MIA’s vacillations and the Super Bowl halftime show
“Maya vacillates between wanting to be huge and maintaining her artistic integrity. That’s her dilemma.”
— New York Times, May 25, 2010
Less than two years later, she was on stage with Madonna, bookended by half-minutes parceled into $3.5 million chunks and purchased by beer companies and movie studios and the big gross league whose big gross product was being showcased in the first place.
Then, in a half-second that would’ve cost, say, Hyundai $58,000, MIA shot the finger at a camera. Maybe she got nervous. Maybe she knew exactly what would happen and didn’t care, because she needed something—anything—to serve as a counterbalance for her involvement in a night that goes beyond symbolizing and actually propagates American excess. Maybe she just didn’t know what to do with her hands.

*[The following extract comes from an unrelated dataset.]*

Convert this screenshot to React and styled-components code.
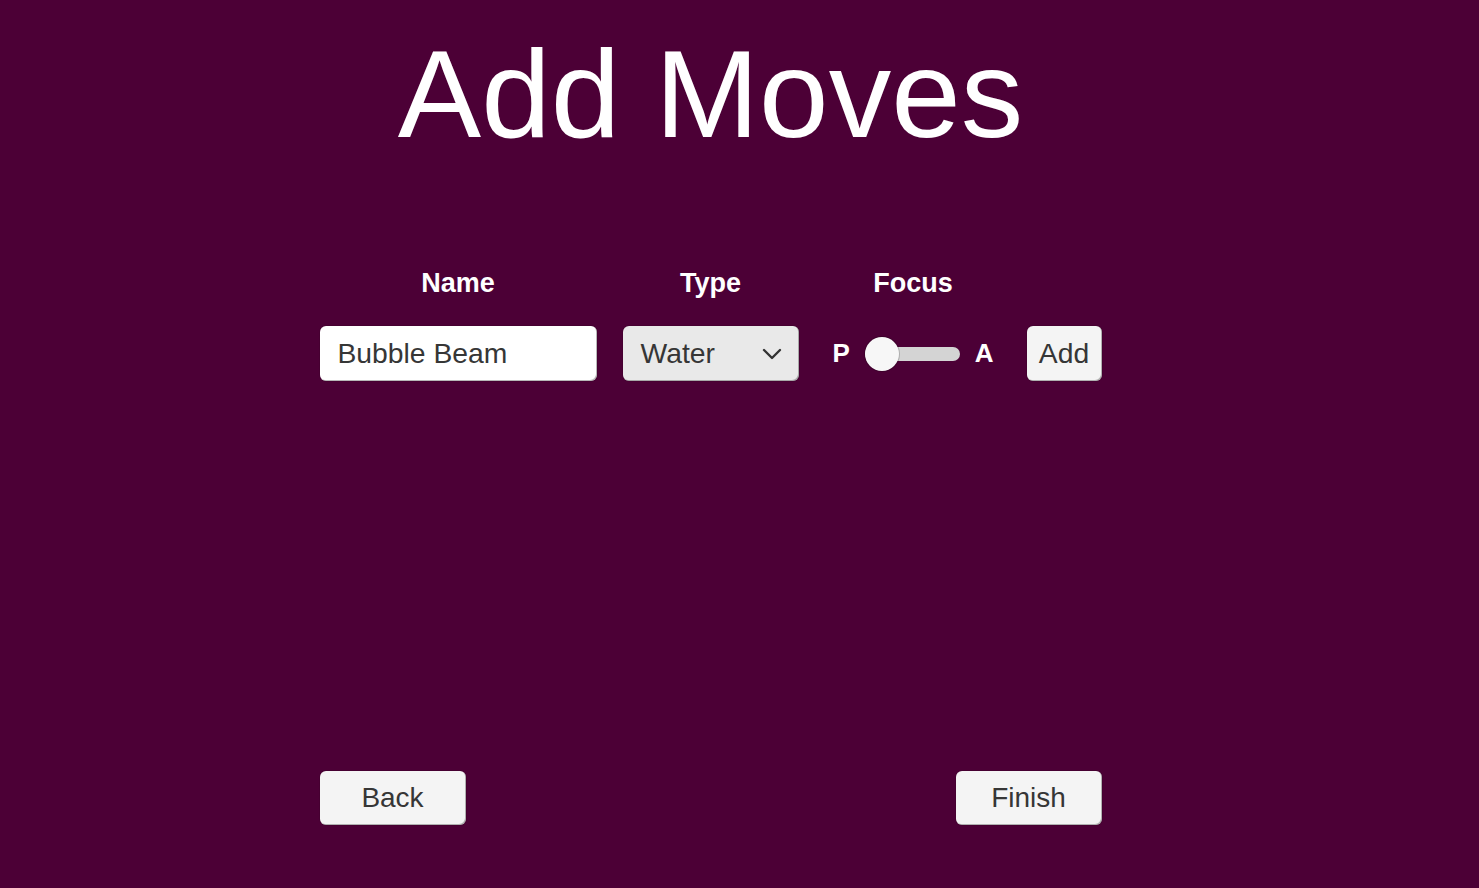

Either way, she annoyed a lot of people—the FCC and station managers and overreactive parents and people like me, who initially take most signs of conflict as evidence of hypocrisy:
MIA is going to wear an Occupy T-shirt while performing at a Goldman Sachs corporate retreat.
— @seangentille
And that’s not fair, either; humans often have conflicting views, and artists are humans. They shouldn’t go out of their way to hide themselves from reaching mass audiences, either—”wanting to be huge” is not inherently a hatable thing. So I’m not totally sure what bothers me about any of this.
But there’s a fine line between using a system against itself to accomplish a goal and actually getting sucked into the machine, and it’s tough to rectify the fact that MIA, the brain behind the “Born Free” video, would’ve followed a military flyover—had the roof on a football palace built with $600 million of public funds been open.
And nothing she did, whether walking out in a Tamil Tiger shirt or making herself puke in the middle of the stage, would’ve changed that. Whether it worked—the half-measure she seemed to take to keep her feet in both ends of the cultural pool—remains to be seen.